It's been a long time since the famous Pink and White terraces were last seen.
But thanks to science and technology, visitors to Waimangu Volcanic Valley can now "witness" what was once known as the Eighth Wonder of the World.
A new augmented reality (AR) app has been launched today that allows visitors to use their phone/device when prompted as they explore the valley.
Through a process of computer-generated graphics and software, the app will bring back to life historical sites of significance.
Waimangu Volcanic Valley general manager David Blackmore said developers had used a variety of resources to develop the app, including work from early explorers Ferdinand von Hochstetter and Charles Spencer, work by GNS and research by Niwa.

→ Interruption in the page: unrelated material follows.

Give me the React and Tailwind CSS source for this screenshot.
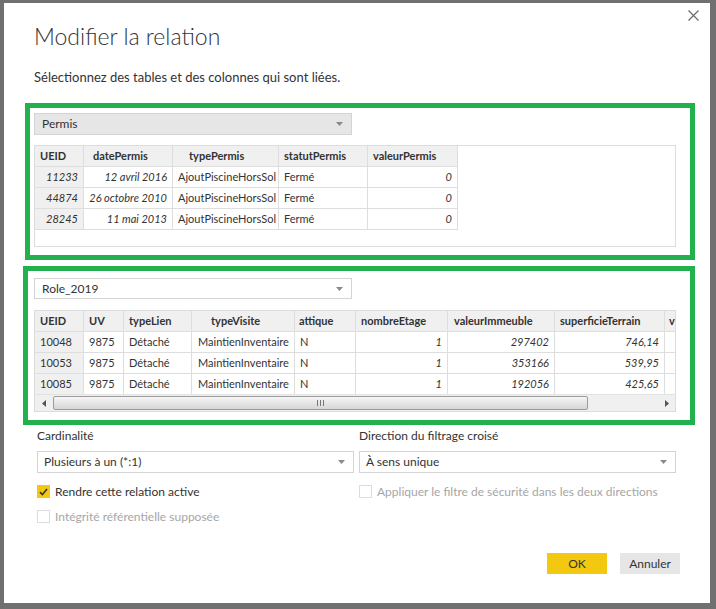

"Old reference photos and paintings have also been used to recreate the terraces in AR," Blackmore said.
"AR is not new, but the technology we have available to us through our devices is and this is what has made the recreation of the terraces possible. Having the old images brought to life by the latest in technology is really something to see."
In conjunction with the launch of the app, Niwa has today published new research that reconstructs the terraces.
The research by Niwa scientist Dr Andrew Lorrey and John-Mark Woolley appears in the scientific journal Frontiers in Earth Science.
Waimangu Volcanic Valley chairman Alan Skipwith (Tūhourangi) said, for many New Zealanders, the Pink and White Terraces formed part of the classroom curriculum.
"For international visitors, they're intriguing because so many European travellers gathered to experience the natural spa and health benefits the terraces provided, as well as the mystery about where they are now.
"This is the closest we can get to restoring the natural taonga of Te Tarata and Otukapuarangi.
The app has been built by Rotorua company Digital Elements along with Specialist Apps in Australia.
One of the creators, Leon Thomas, said AR did not replace real life in the way VR headsets did, instead it added a layer of interest and excitement over what was already visible.
"Locations of interest are geo-tagged, so once you've got the app, your device will let you know when there is something you can see through AR."
Although the Pink and White Terraces will be a key attraction, the app also reveals fascinating geological insights like the now-extinct Waimangu Geyser, which regularly played in the valley between 1900 and 1904.
The app has been in development since February and is free to download on Apple and Android devices.